Again, this is due to the fact that the data is cached locally until the close() operation. The S3A filesystem cannot be used as a store of data if it is required that the data is persisted durably after every flush()/hflush() call. This includes resilient logging, HBase-style journalling and the like. The standard strategy here is to save to HDFS and then copy to S3.
When performing file operations, the user may run into an issue where the KMS key arn is invalid. com.amazonaws.services.s3.model.AmazonS3Exception: Invalid arn (Service: Amazon S3; Status Code: 400; Error Code: KMS.NotFoundException; Request ID: 708284CF60EE233F), S3 Extended Request ID: iHUUtXUSiNz4kv3Bdk/hf9F+wjPt8GIVvBHx/HEfCBYkn7W6zmpvbA3XT7Y5nTzcZtfuhcqDunw=: Invalid arn (Service: Amazon S3; Status Code: 400; Error Code: KMS.NotFoundException; Request ID: 708284CF60EE233F)
This is due to either, the KMS key id is entered incorrectly, or the KMS key id is in a different region than the S3 bucket being used.
When performing file operations the user may run into an unexpected 400/403 error such as org.apache.hadoop.fs.s3a.AWSS3IOException: getFileStatus on fork-4/: com.amazonaws.services.s3.model.AmazonS3Exception: Bad Request (Service: Amazon S3; Status Code: 400; Error Code: 400 Bad Request; Request ID: 42F9A1987CB49A99), S3 Extended Request ID: jU2kcwaXnWj5APB14Cgb1IKkc449gu2+dhIsW/+7x9J4D+VUkKvu78mBo03oh9jnOT2eoTLdECU=: Bad Request (Service: Amazon S3; Status Code: 400; Error Code: 400 Bad Request; Request ID: 42F9A1987CB49A99)
This can happen in the cases of not specifying the correct SSE-C encryption key. Such cases can be as follows: 1. An object is encrypted using SSE-C on S3 and either the wrong encryption type is used, no encryption is specified, or the SSE-C specified is incorrect. 2. A directory is encrypted with a SSE-C keyA and the user is trying to move a file using configured SSE-C keyB into that structure.
Performance slow
S3 is slower to read data than HDFS, even on virtual clusters running on Amazon EC2.
The slow performance of rename() surfaces during the commit phase of work, including
These operations can be significantly slower when S3 is the destination compared to HDFS or other “real” filesystem.

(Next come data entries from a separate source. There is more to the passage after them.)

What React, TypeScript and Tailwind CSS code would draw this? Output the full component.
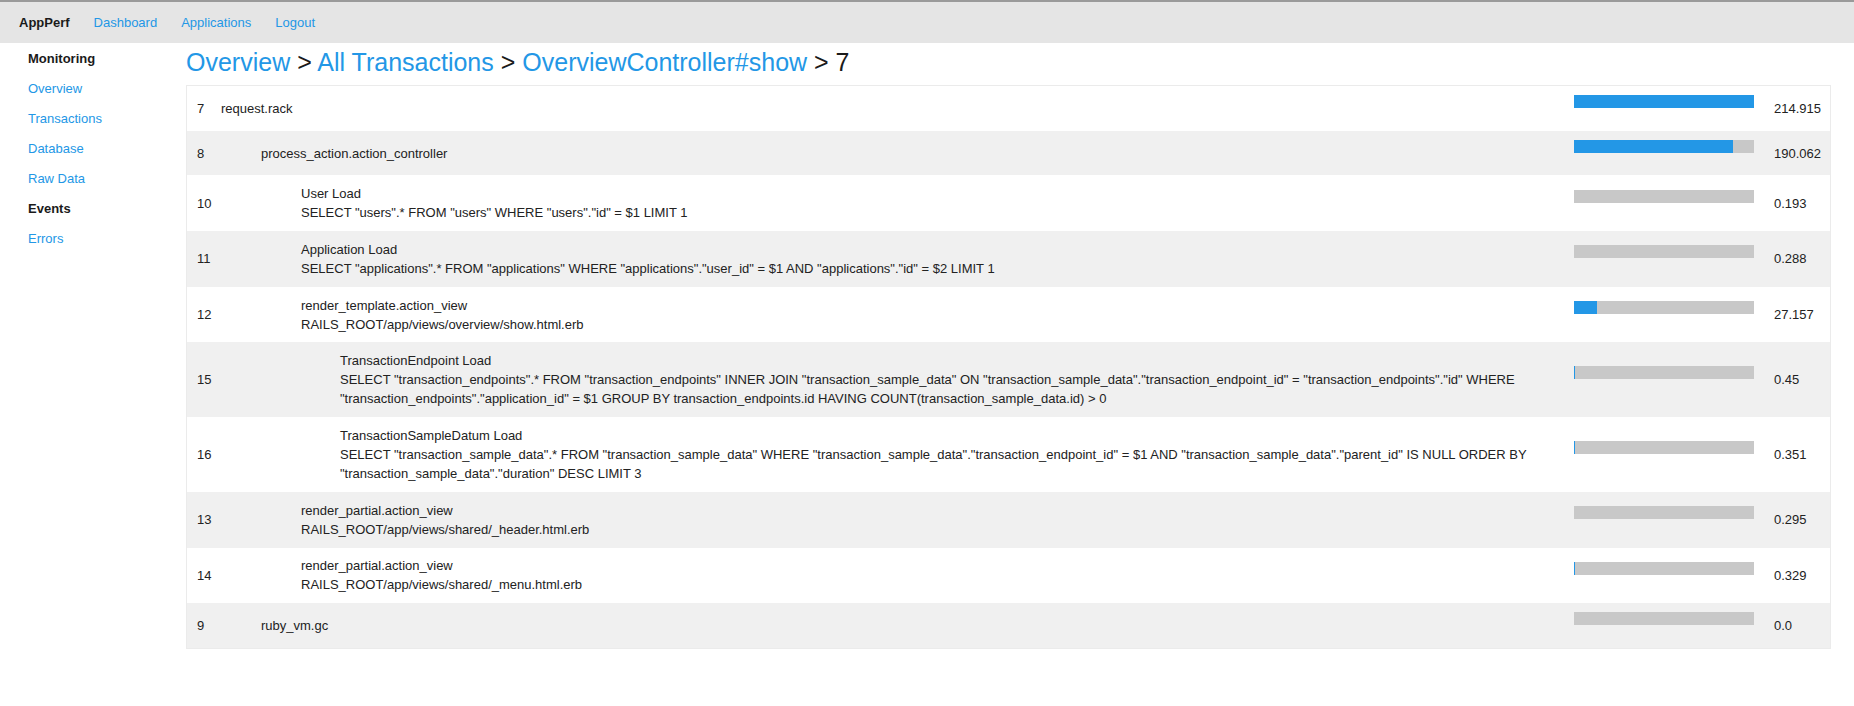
import React from 'react';

interface Span {
    id: number;
    level: number;
    title: string;
    detail?: string;
    duration: string;
    fill: number; // blue part of the bar, px out of 180
}

const spans: Span[] = [
    { id: 7, level: 0, title: 'request.rack', duration: '214.915', fill: 180 },
    { id: 8, level: 1, title: 'process_action.action_controller', duration: '190.062', fill: 159 },
    { id: 10, level: 2, title: 'User Load', detail: 'SELECT "users".* FROM "users" WHERE "users"."id" = $1 LIMIT 1', duration: '0.193', fill: 0 },
    { id: 11, level: 2, title: 'Application Load', detail: 'SELECT "applications".* FROM "applications" WHERE "applications"."user_id" = $1 AND "applications"."id" = $2 LIMIT 1', duration: '0.288', fill: 0 },
    { id: 12, level: 2, title: 'render_template.action_view', detail: 'RAILS_ROOT/app/views/overview/show.html.erb', duration: '27.157', fill: 23 },
    { id: 15, level: 3, title: 'TransactionEndpoint Load', detail: 'SELECT "transaction_endpoints".* FROM "transaction_endpoints" INNER JOIN "transaction_sample_data" ON "transaction_sample_data"."transaction_endpoint_id" = "transaction_endpoints"."id" WHERE "transaction_endpoints"."application_id" = $1 GROUP BY transaction_endpoints.id HAVING COUNT(transaction_sample_data.id) > 0', duration: '0.45', fill: 1 },
    { id: 16, level: 3, title: 'TransactionSampleDatum Load', detail: 'SELECT "transaction_sample_data".* FROM "transaction_sample_data" WHERE "transaction_sample_data"."transaction_endpoint_id" = $1 AND "transaction_sample_data"."parent_id" IS NULL ORDER BY "transaction_sample_data"."duration" DESC LIMIT 3', duration: '0.351', fill: 1 },
    { id: 13, level: 2, title: 'render_partial.action_view', detail: 'RAILS_ROOT/app/views/shared/_header.html.erb', duration: '0.295', fill: 0 },
    { id: 14, level: 2, title: 'render_partial.action_view', detail: 'RAILS_ROOT/app/views/shared/_menu.html.erb', duration: '0.329', fill: 1 },
    { id: 9, level: 1, title: 'ruby_vm.gc', duration: '0.0', fill: 0 },
];

const indent = ['pl-0', 'pl-[40px]', 'pl-[80px]', 'pl-[119px]'];

const sideLinks = [
    { label: 'Monitoring', head: true },
    { label: 'Overview' },
    { label: 'Transactions' },
    { label: 'Database' },
    { label: 'Raw Data' },
    { label: 'Events', head: true },
    { label: 'Errors' },
];

export default function App() {
    return (
        <div className="min-h-[706px] bg-white text-[13px] text-[#222] font-['Liberation_Sans',Arial,sans-serif]">
            {/* Top nav */}
            <div className="h-[43px] bg-[#e5e5e5] border-t-2 border-[#9a9a9a] flex items-center gap-6 pl-[19px]">
                <span className="font-bold text-[#1a1a1a]">AppPerf</span>
                <a className="text-[#2397e6]">Dashboard</a>
                <a className="text-[#2397e6]">Applications</a>
                <a className="text-[#2397e6]">Logout</a>
            </div>

            <div className="flex">
                {/* Sidebar */}
                <div className="w-[186px] shrink-0 pl-[28px] pt-px">
                    {sideLinks.map((l) => (
                        <div
                            key={l.label}
                            className={l.head ? 'leading-[30px] font-bold text-[#1a1a1a]' : 'leading-[30px] text-[#2397e6]'}
                        >
                            {l.label}
                        </div>
                    ))}
                </div>

                {/* Main */}
                <div className="flex-1 pr-[23px] pt-[5px]">
                    <h1 className="text-[25px] leading-[28px] mb-[9px] text-[#1a1a1a]">
                        <a className="text-[#2397e6]">Overview</a> &gt;{' '}
                        <a className="text-[#2397e6]">All Transactions</a> &gt;{' '}
                        <a className="text-[#2397e6]">OverviewController#show</a> &gt; 7
                    </h1>

                    <div className="border border-[#ebebeb]">
                        {spans.map((s, i) => (
                            <div
                                key={s.id}
                                className={`flex items-center py-[8.85px] ${i % 2 === 1 ? 'bg-[#f0f0f0]' : 'bg-white'}`}
                            >
                                <div className="w-[34px] shrink-0 pl-[10px] leading-[19px]">{s.id}</div>
                                <div className={`flex-1 min-w-0 leading-[19px] ${indent[s.level]}`}>
                                    <div>{s.title}</div>
                                    {s.detail && <div>{s.detail}</div>}
                                </div>
                                <div className="w-[200px] shrink-0 pl-5 h-[27px]">
                                    <div className="h-[13px] w-[180px] bg-[#c8c8c8] flex">
                                        <div className="h-full bg-[#2397e6]" style={{ width: s.fill }} />
                                    </div>
                                </div>
                                <div className="w-[76px] shrink-0 pl-5 leading-[19px]">{s.duration}</div>
                            </div>
                        ))}
                    </div>
                </div>
            </div>
        </div>
    );
}
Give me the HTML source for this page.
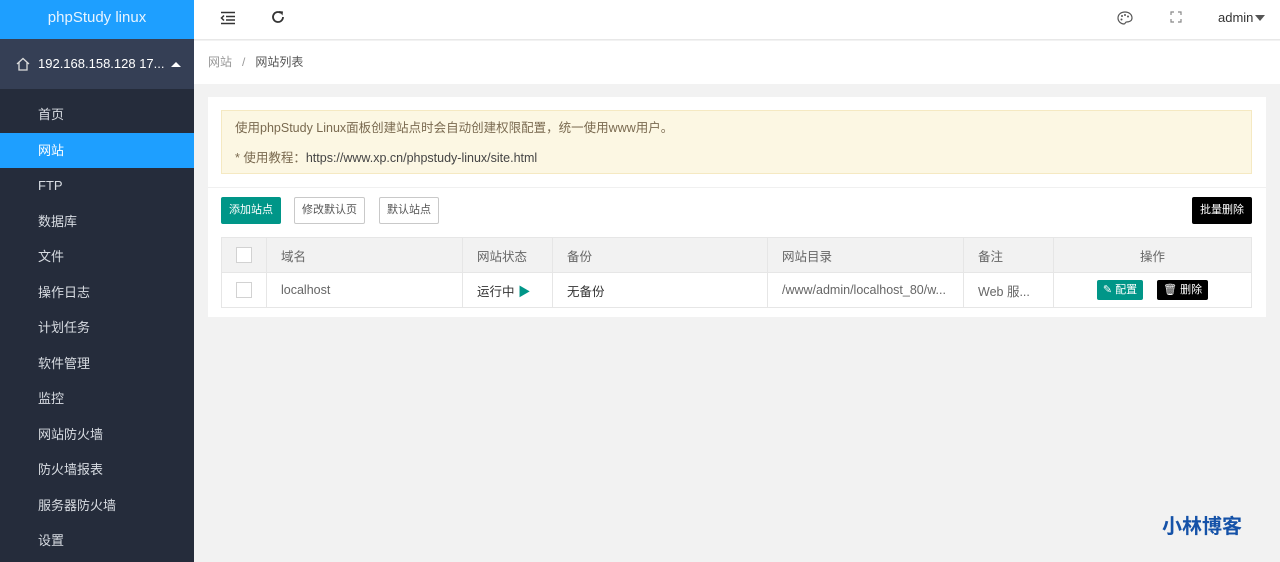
<!DOCTYPE html>
<html><head><meta charset="utf-8"><style>
*{margin:0;padding:0;box-sizing:border-box}
body{width:1280px;height:562px;overflow:hidden;background:#f2f2f2;font-family:"Liberation Sans","Noto Sans CJK SC",sans-serif;font-size:13px;color:#333;position:relative}
.side{position:absolute;left:0;top:0;width:194px;height:562px;background:#252c3b}
.logo{height:39px;background:#1e9fff;color:#e8f4ff;font-size:15px;text-align:center;line-height:36px}
.user{height:50px;background:#353f55;color:#fff;font-size:13px;line-height:50px;padding-left:16px;position:relative}
.mi{height:35.5px;line-height:35.5px;padding-left:38px;color:#d8dce2;font-size:13px}
.mi.act{background:#1e9fff;color:#fff}
.head{position:absolute;left:194px;top:0;right:0;height:40px;background:#fff;border-bottom:1px solid #e8e8e8}
.bc{position:absolute;left:194px;top:41px;right:0;height:43px;background:#fff;line-height:43px;padding-left:14px;font-size:12px;color:#999}
.card{position:absolute;left:208px;top:97px;width:1058px;height:220px;background:#fff}
.note{position:absolute;left:13px;top:13px;width:1031px;height:64px;background:#fcf7e3;border:1px solid #f5e9c2;color:#7a6a50;font-size:12.5px;padding-left:13px}
.btn{position:absolute;top:100px;height:27px;line-height:25px;font-size:11px;padding:0 7px;border:1px solid #c9c9c9;background:#fff;color:#555;border-radius:2px}
table{position:absolute;left:13px;top:140px;width:1031px;border-collapse:collapse;font-size:12.5px}
td,th{border:1px solid #e6e6e6;height:35px;text-align:left;padding-left:14px;font-weight:normal;color:#666}
th{background:#f2f2f2}
.cb{display:inline-block;width:16px;height:16px;border:1px solid #d2d2d2;background:#fff;vertical-align:middle}
.sb{display:inline-block;height:20px;line-height:20px;font-size:11px;padding:0 6px;color:#fff;border-radius:2px}
</style></head><body>
<div class="side">
<div class="logo">phpStudy linux</div>
<div class="user"><svg width="14" height="14" viewBox="0 0 14 14" style="position:absolute;left:16px;top:18px"><path d="M1 7L7 1.5 13 7M3 5.5V13H11V5.5" fill="none" stroke="#ddd" stroke-width="1.3"/></svg><span style="margin-left:22px">192.168.158.128 17...</span><span style="position:absolute;left:171px;top:23px;border:5px solid transparent;border-bottom:5px solid #fff;border-top:0"></span></div>
</div>
<div style="position:absolute;left:0;top:97px;width:194px">
<div class="mi">首页</div><div class="mi act">网站</div><div class="mi">FTP</div><div class="mi">数据库</div><div class="mi">文件</div><div class="mi">操作日志</div><div class="mi">计划任务</div><div class="mi">软件管理</div><div class="mi">监控</div><div class="mi">网站防火墙</div><div class="mi">防火墙报表</div><div class="mi">服务器防火墙</div><div class="mi">设置</div>
</div>
<div class="head">
<svg width="16" height="14" viewBox="0 0 16 14" style="position:absolute;left:26px;top:11px"><path d="M1 1.5H15M6 5.5H15M6 9H15M1 12.5H15M4 4.5L1.5 7 4 9.5" fill="none" stroke="#333" stroke-width="1.5"/></svg>
<svg width="14" height="14" viewBox="0 0 14 14" style="position:absolute;left:77px;top:10px"><path d="M12 7A5 5 0 1 1 10 3" fill="none" stroke="#333" stroke-width="1.8"/><path d="M8 1L12 1.5 11.5 5.5Z" fill="#333"/></svg>
<svg width="16" height="14" viewBox="0 0 16 14" style="position:absolute;left:923px;top:11px"><path d="M8 1C4 1 1 3.5 1 7s3 6 6 6c1.5 0 1-2 2.5-2C12 11 15 10 15 7 15 3.5 12 1 8 1Z" fill="none" stroke="#555" stroke-width="1.2"/><circle cx="5" cy="5" r="1" fill="#555"/><circle cx="8" cy="4" r="1" fill="#555"/><circle cx="11" cy="5.5" r="1" fill="#555"/><circle cx="4.5" cy="8.5" r="1" fill="#555"/></svg>
<svg width="12" height="12" viewBox="0 0 12 12" style="position:absolute;left:976px;top:11px"><path d="M1 4V1H4M8 1H11V4M11 8V11H8M4 11H1V8" fill="none" stroke="#888" stroke-width="1.2"/></svg>
<span style="position:absolute;left:1024px;top:10px;font-size:13px;color:#333">admin</span>
<span style="position:absolute;left:1061px;top:15px;border:5px solid transparent;border-top:6px solid #555;border-bottom:0"></span>
</div>
<div class="bc">网站 &nbsp;&nbsp;/&nbsp;&nbsp; <span style="color:#555">网站列表</span></div>
<div class="card">
<div class="note"><div style="margin-top:6px">使用phpStudy Linux面板创建站点时会自动创建权限配置，统一使用www用户。</div><div style="margin-top:11px">* 使用教程：<span style="color:#444">https://www.xp.cn/phpstudy-linux/site.html</span></div></div>
<div style="position:absolute;left:0;top:90px;width:1058px;border-top:1px solid #f0f0f0"></div>
<div class="btn" style="left:13px;background:#009688;border-color:#009688;color:#fff">添加站点</div>
<div class="btn" style="left:86px">修改默认页</div>
<div class="btn" style="left:171px">默认站点</div>
<div class="btn" style="left:984px;background:#000;border-color:#000;color:#fff">批量删除</div>
<table>
<tr><th style="width:45px"><span class="cb"></span></th><th style="width:196px">域名</th><th style="width:90px">网站状态</th><th style="width:215px">备份</th><th style="width:196px">网站目录</th><th style="width:90px">备注</th><th style="text-align:center;padding:0">操作</th></tr>
<tr><td><span class="cb"></span></td><td>localhost</td><td style="color:#333">运行中 <span style="color:#009688">▶</span></td><td style="color:#333">无备份</td><td>/www/admin/localhost_80/w...</td><td>Web 服...</td><td style="text-align:center;padding:0"><span class="sb" style="background:#009688">✎ 配置</span>&nbsp;&nbsp;&nbsp;&nbsp;<span class="sb" style="background:#000">🗑 删除</span></td></tr>
</table>
</div>
<div style="position:absolute;left:1162px;top:510px;font-size:20px;font-weight:bold;color:#1552a8;letter-spacing:0">小林博客</div>
</body></html>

Improving S3 load-balancing behavior
Amazon S3 uses a set of front-end servers to provide access to the underlying data. The choice of which front-end server to use is handled via load-balancing DNS service: when the IP address of an S3 bucket is looked up, the choice of which IP address to return to the client is made based on the the current load of the front-end servers.
Over time, the load across the front-end changes, so those servers considered “lightly loaded” will change. If the DNS value is cached for any length of time, your application may end up talking to an overloaded server. Or, in the case of failures, trying to talk to a server that is no longer there.
And by default, for historical security reasons in the era of applets, the DNS TTL of a JVM is “infinity”.
To work with AWS better, set the DNS time-to-live of an application which works with S3 to something lower. See AWS documentation.